According to the US groups, “The data is clear that Christian villages have overwhelmingly been targets of multiple midnight massacres — 36 in 2012 alone — resulting in hundreds of deaths of Christians in the last couple of years. Blaming the victims, who by far come from the Christian community, is grossly unfair. “
The release explained that what has been deemed a reprisal attack by the Commission was an uncoordinated defensive action forced by the failure of the Nigerian government to provide security of lives and property of its citizens. Said the press statement: “The rare instances where villagers were able to engage in defensive action in a context of state security failure have been broadly termed “reprisal attacks” without acknowledging that Christians have exclusively been at the receiving end of systematic genocide in Plateau State of Nigeria.

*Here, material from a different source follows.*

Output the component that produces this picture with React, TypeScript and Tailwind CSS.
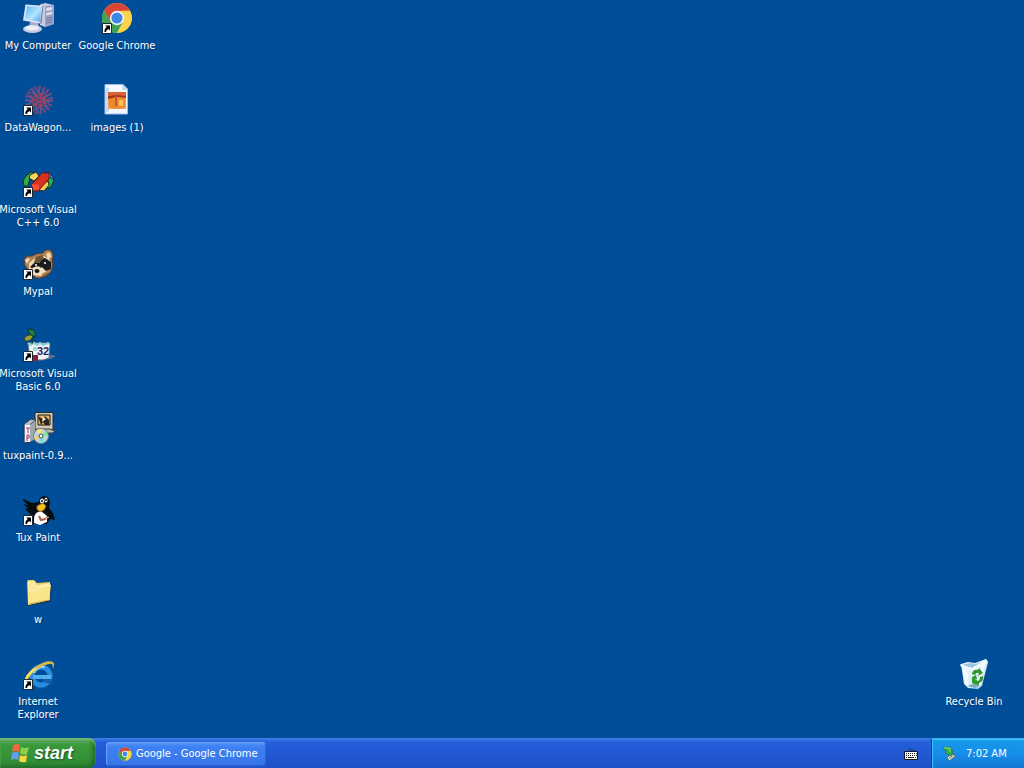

According to the US group, the USCIRF has been rehashing Boko Haram’s unsupported claim that it attacks Christians in retaliation for attacks by Christians “but Boko Haram has unequivocally stated that its goal is to exterminate Christians in the north and impose Islamic rule in Nigeria. It has consistently bombed churches and killed Christians to this end, with occasional collateral damage to or targeted assassination of Muslim critics. “
CANAM and the other groups then added that the USCIRF moreover undercounted the number of churches attacked in 2012, even though available data shows that more Christians were killed in Nigeria in 2012 than were killed in the rest of the world. Calling the commission to be alive to its responsibility, the US said that “It is hoped that USCIRF which has generally fared better in fulfilling its statutory reporting requirements than the State Department is not regressing following last year’s reorganisation of the commission.”